Records
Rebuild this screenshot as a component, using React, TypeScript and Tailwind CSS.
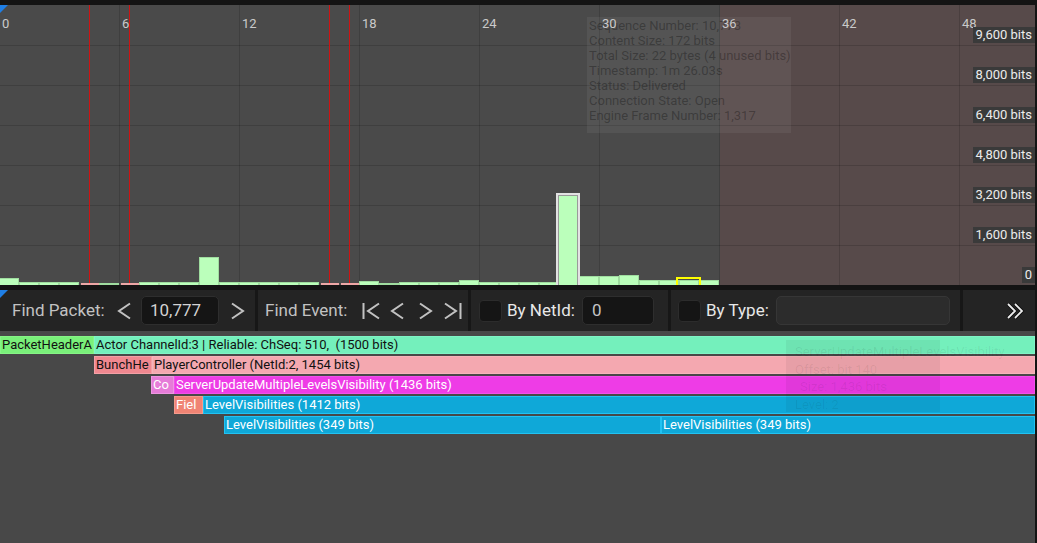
import React from 'react';

const xLabels = [0, 6, 12, 18, 24, 30, 36, 42, 48];
const yLabels = ['9,600 bits', '8,000 bits', '6,400 bits', '4,800 bits', '3,200 bits', '1,600 bits', '0'];

// page-top of each packet bar (chart starts at page y=5)
const greenTops: Record<number, number> = {
  0: 278, 1: 282, 2: 282, 3: 282, 5: 283, 7: 282, 8: 282, 9: 282, 10: 257,
  11: 282, 12: 282, 13: 282, 14: 282, 15: 282, 18: 281, 19: 283, 20: 282, 21: 282, 22: 282,
  23: 280, 24: 282, 25: 282, 26: 282, 27: 282, 29: 276, 30: 276, 31: 275, 32: 280, 33: 280,
  34: 280, 35: 280,
};
const pinks = [4, 6, 16, 17];
const redLines = [89, 129, 329, 349];

const tooltipLines = [
  'Sequence Number: 10,778',
  'Content Size: 172 bits',
  'Total Size: 22 bytes (4 unused bits)',
  'Timestamp: 1m 26.03s',
  'Status: Delivered',
  'Connection State: Open',
  'Engine Frame Number: 1,317',
];

function Chart() {
  return (
    <div className="relative w-[1035px] h-[280px] flex shrink-0">
      <div className="w-[720px] bg-[#4a4a4a]" />
      <div className="flex-1 bg-[#574a4a]" />
      <svg className="absolute left-0 top-0" width={1035} height={280} shapeRendering="crispEdges">
        {[1, 2, 3, 4, 5, 6, 7, 8].map((k) => (
          <rect key={'v' + k} x={120 * k - 1} y={0} width={1} height={280} fill="rgba(0,0,0,0.15)" />
        ))}
        {[40, 80, 120, 160, 200, 240].map((y) => (
          <rect key={'h' + y} x={0} y={y} width={1035} height={1} fill="rgba(0,0,0,0.15)" />
        ))}
        {redLines.map((x) => (
          <rect key={'r' + x} x={x} y={0} width={1} height={280} fill="#d01212" />
        ))}
        {Object.entries(greenTops).map(([k, t]) => {
          const i = Number(k);
          const left = 20 * i - 1;
          const top = t - 5;
          return (
            <g key={'g' + i}>
              <rect x={left} y={top} width={20} height={280 - top} fill="#9fdc9f" />
              {280 - top > 2 && (
                <rect x={left + 1} y={top + 1} width={18} height={280 - top - 1} fill="#bbffbb" />
              )}
            </g>
          );
        })}
        {pinks.map((i) => (
          <rect key={'p' + i} x={20 * i + 1} y={278} width={18} height={2} fill="#eda6a6" />
        ))}
        <rect x={556} y={188} width={24} height={92} fill="#e2e2e2" />
        <rect x={558} y={190} width={20} height={90} fill="#9a9a9a" />
        <rect x={559} y={191} width={18} height={89} fill="#bbffbb" />
        <rect x={677} y={273} width={23} height={8} fill="none" stroke="#ffff00" strokeWidth={2} />
      </svg>
      <div className="absolute left-0 top-0 w-0 h-0 border-t-[8px] border-r-[8px] border-t-[#1f7fe6] border-r-transparent" />
      <div className="absolute left-[587px] top-[12px] w-[204px] h-[116px] bg-[rgba(255,255,255,0.06)] pl-[2px] pt-[1px] text-[13px] leading-[15px] text-black/30 whitespace-nowrap">
        {tooltipLines.map((l) => (
          <div key={l}>{l}</div>
        ))}
      </div>
      {xLabels.map((v, k) => (
        <div
          key={'xl' + v}
          className="absolute top-[11px] text-[13px] leading-[16px] text-[#cacaca]"
          style={{ left: 120 * k + 2 }}
        >
          {v}
        </div>
      ))}
      {yLabels.map((l, k) => (
        <div
          key={'yl' + l}
          className="absolute right-0 h-[16px] px-[3px] bg-[#3a3a3a] text-[13px] leading-[16px] text-[#ececec]"
          style={{ top: 22 + 40 * k }}
        >
          {l}
        </div>
      ))}
    </div>
  );
}

function Chev({ dir, className }: { dir: 'l' | 'r'; className?: string }) {
  return (
    <svg width={16} height={18} viewBox="0 0 16 18" className={className}>
      <polyline
        points={dir === 'l' ? '14,1.5 3,9 14,16.5' : '2,1.5 13,9 2,16.5'}
        fill="none"
        stroke="#c2c2c2"
        strokeWidth={2}
      />
    </svg>
  );
}

function ChevBar({ dir }: { dir: 'l' | 'r' }) {
  return (
    <svg width={19} height={18} viewBox="0 0 19 18">
      {dir === 'l' ? (
        <>
          <rect x={0.5} y={1} width={2} height={16} fill="#c2c2c2" />
          <polyline points="17,1.5 6,9 17,16.5" fill="none" stroke="#c2c2c2" strokeWidth={2} />
        </>
      ) : (
        <>
          <polyline points="2,1.5 13,9 2,16.5" fill="none" stroke="#c2c2c2" strokeWidth={2} />
          <rect x={16.5} y={1} width={2} height={16} fill="#c2c2c2" />
        </>
      )}
    </svg>
  );
}

function Sep({ className }: { className: string }) {
  return <div className={'h-full w-[3px] bg-[#171717] shrink-0 ' + className} />;
}

function Check({ className }: { className: string }) {
  return (
    <div
      className={
        'w-[23px] h-[22px] rounded-[4px] bg-[#151515] border border-[#2c2c2c] shrink-0 ' + className
      }
    />
  );
}

function Toolbar() {
  return (
    <div className="relative w-[1035px] h-[41px] bg-[#242424] flex items-center shrink-0 text-[17px]">
      <div className="absolute left-0 top-0 w-0 h-0 border-t-[8px] border-r-[8px] border-t-[#1f7fe6] border-r-transparent" />
      <span className="ml-[12px] w-[104px] shrink-0 text-[#c2c2c2] whitespace-nowrap">Find Packet:</span>
      <Chev dir="l" />
      <div className="ml-[9px] w-[78px] h-[29px] rounded-[5px] bg-[#151515] border border-[#2e2e2e] pl-[8px] text-[#d2d2d2] leading-[27px] shrink-0">
        10,777
      </div>
      <Chev dir="r" className="ml-[11px]" />
      <Sep className="ml-[9px]" />
      <span className="ml-[7px] w-[97px] shrink-0 text-[#c2c2c2] whitespace-nowrap">Find Event:</span>
      <ChevBar dir="l" />
      <Chev dir="l" className="ml-[8px]" />
      <Chev dir="r" className="ml-[13px]" />
      <div className="ml-[9px]">
        <ChevBar dir="r" />
      </div>
      <Sep className="ml-[6px]" />
      <Check className="ml-[8px]" />
      <span className="ml-[5px] w-[75px] shrink-0 text-[#e8e8e8] whitespace-nowrap">By NetId:</span>
      <div className="w-[72px] h-[29px] rounded-[5px] bg-[#151515] border border-[#2e2e2e] pl-[9px] text-[#c4c4c4] leading-[27px] shrink-0">
        0
      </div>
      <Sep className="ml-[14px]" />
      <Check className="ml-[7px]" />
      <span className="ml-[5px] w-[70px] shrink-0 text-[#e8e8e8] whitespace-nowrap">By Type:</span>
      <div className="w-[174px] h-[29px] rounded-[5px] bg-[#2c2c2c] border border-[#363636] shrink-0" />
      <Sep className="ml-[10px]" />
      <svg width={20} height={18} viewBox="0 0 20 18" className="ml-[43px]">
        <g fill="none" stroke="#000" strokeWidth={3.5} opacity={0.6}>
          <polyline points="2,2 9,9 2,16" />
          <polyline points="9,2 16,9 9,16" />
        </g>
        <g fill="none" stroke="#ececec" strokeWidth={1.8}>
          <polyline points="2,2 9,9 2,16" />
          <polyline points="9,2 16,9 9,16" />
        </g>
      </svg>
    </div>
  );
}

type Box = { text: string; bg: string; border: string; fg: string; w?: string };

function Row({ ml, boxes }: { ml: string; boxes: Box[] }) {
  return (
    <div className={'flex h-[18px] mb-[2px] ' + ml}>
      {boxes.map((b, i) => (
        <div
          key={i}
          className={
            'h-[18px] border overflow-hidden whitespace-pre px-[1px] text-[13px] leading-[16px] ' +
            (b.w ? b.w + ' shrink-0 ' : 'flex-1 ') +
            b.bg +
            ' ' +
            b.border +
            ' ' +
            b.fg
          }
        >
          {b.text}
        </div>
      ))}
    </div>
  );
}

const BLUE = { bg: 'bg-[#0fa8d8]', border: 'border-[#22c2f2]', fg: 'text-white' };

export default function App() {
  return (
    <div className="w-[1037px] h-[543px] bg-[#141414] flex flex-col overflow-hidden font-['Roboto','Liberation_Sans',sans-serif]">
      <div className="h-[5px] shrink-0" />
      <Chart />
      <div className="h-[5px] shrink-0" />
      <Toolbar />
      <div className="relative w-[1035px] flex-1 bg-[#484848] pt-[5px]">
        <Row
          ml="ml-0"
          boxes={[
            { text: 'PacketHeaderA', bg: 'bg-[#7af07a]', border: 'border-[#86f486]', fg: 'text-[#111]', w: 'w-[94px]' },
            { text: 'Actor ChannelId:3 | Reliable: ChSeq: 510,  (1500 bits)', bg: 'bg-[#74f0bc]', border: 'border-[#80f4c6]', fg: 'text-[#111]' },
          ]}
        />
        <Row
          ml="ml-[94px]"
          boxes={[
            { text: 'BunchHe', bg: 'bg-[#f08890]', border: 'border-[#f4a0a6]', fg: 'text-[#111]', w: 'w-[58px]' },
            { text: 'PlayerController (NetId:2, 1454 bits)', bg: 'bg-[#f4a8b0]', border: 'border-[#f6b4ba]', fg: 'text-[#111]' },
          ]}
        />
        <Row
          ml="ml-[151px]"
          boxes={[
            { text: 'Co', bg: 'bg-[#e67cd8]', border: 'border-[#ee96e2]', fg: 'text-white', w: 'w-[23px]' },
            { text: 'ServerUpdateMultipleLevelsVisibility (1436 bits)', bg: 'bg-[#ee3ce6]', border: 'border-[#f052ea]', fg: 'text-white' },
          ]}
        />
        <Row
          ml="ml-[174px]"
          boxes={[
            { text: 'Fiel', bg: 'bg-[#f08474]', border: 'border-[#f49a8c]', fg: 'text-white', w: 'w-[29px]' },
            { text: 'LevelVisibilities (1412 bits)', ...BLUE },
          ]}
        />
        <Row
          ml="ml-[224px]"
          boxes={[
            { text: 'LevelVisibilities (349 bits)', ...BLUE, w: 'w-[437px]' },
            { text: 'LevelVisibilities (349 bits)', ...BLUE },
          ]}
        />
        <div className="absolute left-[786px] top-[9px] w-[154px] h-[72px] bg-black/5 pl-[9px] pt-[3px] text-[13px] leading-[17.5px] text-black/[0.07] whitespace-nowrap">
          <div>ServerUpdateMultipleLevelsVisibility</div>
          <div>Offset: bit 140</div>
          <div className="pl-[5px]">Size: 1,436 bits</div>
          <div>Level: 2</div>
        </div>
      </div>
    </div>
  );
}
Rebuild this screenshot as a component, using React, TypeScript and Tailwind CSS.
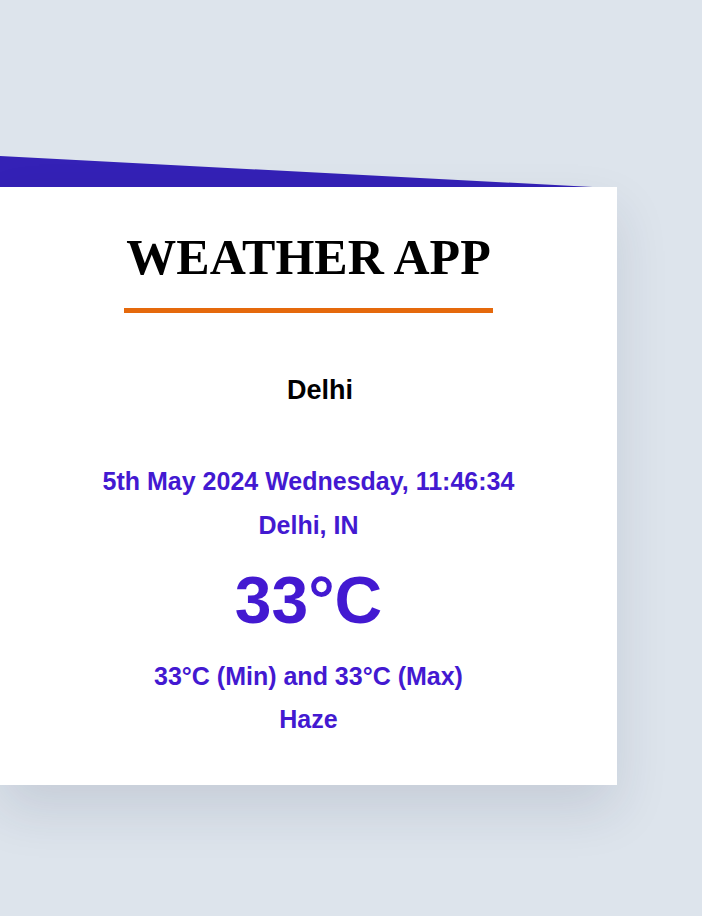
export default function App() {
  const sans = { fontFamily: '"Liberation Sans", Arial, sans-serif' };
  return (
    <div className="min-h-[916px] w-full overflow-hidden bg-[#dde4ec] pt-[187px]" style={sans}>
      <div className="relative w-[617px]">
        {/* tilted band peeking out above the card */}
        <div className="absolute left-0 top-[-31px] h-[480px] w-[617px] origin-top-left rotate-[3deg] bg-[#3421b6]" />
        <div className="relative flex flex-col items-center bg-white pb-[52px] pt-[42px] text-center shadow-[0_25px_50px_rgba(30,45,70,0.12)]">
          <h1
            className="text-[50px] font-bold leading-[57px] text-black"
            style={{ fontFamily: '"Liberation Serif", "Times New Roman", serif' }}
          >
            WEATHER APP
          </h1>
          <div className="mt-[22px] h-[5px] w-[369px] bg-[#e5690c]" />
          <p className="mt-[62px] pl-[23px] text-[27px] font-bold leading-[31px] text-black">Delhi</p>
          <div className="mt-[61px] flex flex-col items-center text-[25px] font-bold leading-[28px] text-[#4319d1]">
            <p>5th May 2024 Wednesday, 11:46:34</p>
            <p className="mt-[16px]">Delhi, IN</p>
            <p className="mt-[23px] text-[66px] leading-[76px]">33°C</p>
            <p className="mt-[24px]">33°C (Min) and 33°C (Max)</p>
            <p className="mt-[15px]">Haze</p>
          </div>
        </div>
      </div>
    </div>
  );
}
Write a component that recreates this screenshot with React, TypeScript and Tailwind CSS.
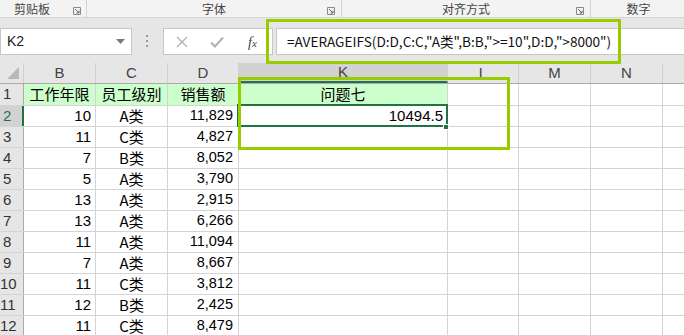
import React from "react";

const rows: [string, string, string][] = [
  ["10", "A类", "11,829"],
  ["11", "C类", "4,827"],
  ["7", "B类", "8,052"],
  ["5", "A类", "3,790"],
  ["13", "A类", "2,915"],
  ["13", "A类", "6,266"],
  ["11", "A类", "11,094"],
  ["7", "A类", "8,667"],
  ["11", "C类", "3,812"],
  ["12", "B类", "2,425"],
  ["11", "C类", "8,479"],
];

const font = { fontFamily: '"Noto Sans CJK SC", "Noto Sans", sans-serif' };
const numFont = { fontFamily: '"Liberation Sans", "Noto Sans CJK SC", sans-serif' };

function Launcher() {
  return (
    <svg width="8" height="8" viewBox="0 0 8 8" className="shrink-0">
      <path d="M0.5 0.5 H7.5 V7.5 H0.5 Z" fill="none" stroke="#8a8a8a" strokeWidth="1" />
      <path d="M2 2 L6 6 M6 3.5 V6 H3.5" fill="none" stroke="#6a6a6a" strokeWidth="1" />
    </svg>
  );
}

function Group({ w, label, launcher = true }: { w: number; label: string; launcher?: boolean }) {
  return (
    <div className="relative h-full flex items-start justify-center border-r border-[#d4d4d4]" style={{ width: w }}>
      <span className="text-[12px] text-[#444] leading-[17px]">{label}</span>
      {launcher && (
        <div className="absolute right-[6px] top-[7px]">
          <Launcher />
        </div>
      )}
    </div>
  );
}

export default function App() {
  const cols = [
    { w: 72, label: "B" },
    { w: 72, label: "C" },
    { w: 71, label: "D" },
    { w: 209, label: "K" },
    { w: 71, label: "L" },
    { w: 72, label: "M" },
    { w: 72, label: "N" },
    { w: 60, label: "" },
  ];
  return (
    <div className="relative w-[684px] h-[335px] overflow-hidden bg-white" style={font}>
      {/* ribbon group labels */}
      <div className="flex h-[18px] bg-[#f3f3f3] border-b border-[#d6d6d6]">
        <div className="relative h-full flex items-start border-r border-[#d4d4d4] w-[87px]">
          <span className="text-[12px] text-[#444] leading-[17px] ml-[14px]">剪贴板</span>
          <div className="absolute right-[5px] top-[7px]">
            <Launcher />
          </div>
        </div>
        <Group w={255} label="字体" />
        <Group w={249} label="对齐方式" />
        <div className="flex-1 h-full flex items-start justify-center">
          <span className="text-[12px] text-[#444] leading-[17px] ml-[2px]">数字</span>
        </div>
      </div>

      {/* formula bar */}
      <div className="relative h-[45px] bg-[#e6e6e6]">
        <div className="absolute left-0 top-[10px] w-[132px] h-[27px] bg-white border border-[#c6c6c6] flex items-center">
          <span className="ml-[6px] text-[14px] text-[#222]" style={numFont}>K2</span>
          <svg className="absolute right-[6px] top-[10px]" width="9" height="5" viewBox="0 0 9 5">
            <path d="M0 0 H9 L4.5 5 Z" fill="#7a7a7a" />
          </svg>
        </div>
        <div className="absolute left-[146px] top-[17px] flex flex-col gap-[3px]">
          <div className="w-[2px] h-[2px] bg-[#9a9a9a]" />
          <div className="w-[2px] h-[2px] bg-[#9a9a9a]" />
          <div className="w-[2px] h-[2px] bg-[#9a9a9a]" />
        </div>
        <div className="absolute left-[163px] top-[10px] w-[110px] h-[27px] bg-white border border-[#c6c6c6] flex items-center">
          <svg className="absolute left-[12px] top-[7px]" width="12" height="12" viewBox="0 0 12 12">
            <path d="M1 1 L11 11 M11 1 L1 11" stroke="#b0b0b0" strokeWidth="1.3" />
          </svg>
          <svg className="absolute left-[46px] top-[7px]" width="14" height="12" viewBox="0 0 14 12">
            <path d="M1 6.5 L5 10.5 L13 1.5" fill="none" stroke="#b0b0b0" strokeWidth="2" />
          </svg>
          <span
            className="absolute left-[84px] top-[3px] text-[14px] italic text-[#444]"
            style={{ fontFamily: '"Liberation Serif", serif' }}
          >
            f<span className="text-[11px]">x</span>
          </span>
        </div>
        <div className="absolute left-[276px] top-[10px] w-[420px] h-[27px] bg-white border border-[#c6c6c6] flex items-center">
          <span className="ml-[10px] text-[13.6px] text-[#111] whitespace-nowrap">
            =AVERAGEIFS(D:D,C:C,"A类",B:B,"&gt;=10",D:D,"&gt;8000")
          </span>
        </div>
      </div>

      {/* column header row */}
      <div className="flex h-[21px] bg-[#e6e6e6] border-b border-[#ababab]">
        <div className="relative w-[24px] shrink-0 h-full border-r border-[#d0d0d0]">
          <svg className="absolute left-[7px] top-[4px]" width="12" height="12" viewBox="0 0 12 12">
            <path d="M12 0 V12 H0 Z" fill="#b9b9b9" />
          </svg>
        </div>
        {cols.map((c) => (
          <div
            key={c.label + c.w}
            className={`shrink-0 h-full border-r border-[#d0d0d0] flex items-center justify-center text-[15px] text-[#444] ${
              c.label === "K" ? "bg-[#d2d2d2] border-b-2 border-b-[#217346]" : ""
            }`}
            style={{ width: c.w, ...numFont }}
          >
            {c.label}
          </div>
        ))}
      </div>

      {/* row 1 */}
      <div className="flex h-[22px] border-b border-[#d4d4d4]">
        <div className="w-[24px] shrink-0 bg-[#e6e6e6] border-r border-[#ababab] flex items-center pl-[3px] text-[15px] text-[#333]" style={numFont}>
          1
        </div>
        {["工作年限", "员工级别", "销售额"].map((t, i) => (
          <div
            key={t}
            className="shrink-0 bg-[#ccffcc] border-r border-[#d4d4d4] flex items-center justify-center text-[15px] text-black"
            style={{ width: cols[i].w }}
          >
            {t}
          </div>
        ))}
        <div className="shrink-0 bg-[#ccffcc] border-r border-[#d4d4d4] flex items-center justify-center text-[15px] text-black w-[209px]">
          问题七
        </div>
        {[71, 72, 72, 60].map((w, i) => (
          <div key={i} className="shrink-0 border-r border-[#d4d4d4]" style={{ width: w }} />
        ))}
      </div>

      {rows.map((r, idx) => {
        const n = idx + 2;
        const sel = n === 2;
        return (
          <div key={n} className="flex h-[21px] border-b border-[#d4d4d4]">
            <div
              className={`w-[24px] shrink-0 flex items-center text-[15px] ${
                n >= 10 ? "pl-0" : "pl-[3px]"
              } ${sel ? "bg-[#d2d2d2] text-[#217346] border-r-2 border-[#217346]" : "bg-[#e6e6e6] text-[#333] border-r border-[#ababab]"}`}
              style={numFont}
            >
              {n}
            </div>
            <div className="w-[72px] shrink-0 border-r border-[#d4d4d4] flex items-center justify-end pr-[4px] text-[15px] text-black" style={numFont}>
              {r[0]}
            </div>
            <div className="w-[72px] shrink-0 border-r border-[#d4d4d4] flex items-center justify-center text-[15px] text-black">
              {r[1]}
            </div>
            <div className="w-[71px] shrink-0 border-r border-[#d4d4d4] flex items-center justify-end pr-[5px] text-[14.5px] text-black" style={numFont}>
              {r[2]}
            </div>
            <div className="w-[209px] shrink-0 border-r border-[#d4d4d4] flex items-center justify-end pr-[4px] text-[15px] text-black" style={numFont}>
              {sel ? "10494.5" : ""}
            </div>
            {[71, 72, 72, 60].map((w, i) => (
              <div key={i} className="shrink-0 border-r border-[#d4d4d4]" style={{ width: w }} />
            ))}
          </div>
        );
      })}

      {/* selection K2 */}
      <div className="absolute left-[237px] top-[104px] w-[211px] h-[23px] border-2 border-[#217346] pointer-events-none" />
      <div className="absolute left-[443px] top-[124px] w-[6px] h-[6px] bg-[#217346] border border-white" />

      {/* lime highlight boxes */}
      <div className="absolute left-[266px] top-[19px] w-[355px] h-[45px] border-[3px] border-[#99cc00] pointer-events-none" />
      <div className="absolute left-[238px] top-[77px] w-[272px] h-[73px] border-[3px] border-[#99cc00] pointer-events-none" />
    </div>
  );
}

### THE EXERCISE
Only the lines from the top of the data through the line with "const yLabels = ['9,600" should be quoted, exactly and with both ends kept; skip the pictures.

### EXERCISE ANSWER
Rebuild this screenshot as a component, using React, TypeScript and Tailwind CSS.
import React from 'react';

const xLabels = [0, 6, 12, 18, 24, 30, 36, 42, 48];
const yLabels = ['9,600 bits', '8,000 bits', '6,400 bits', '4,800 bits', '3,200 bits', '1,600 bits', '0'];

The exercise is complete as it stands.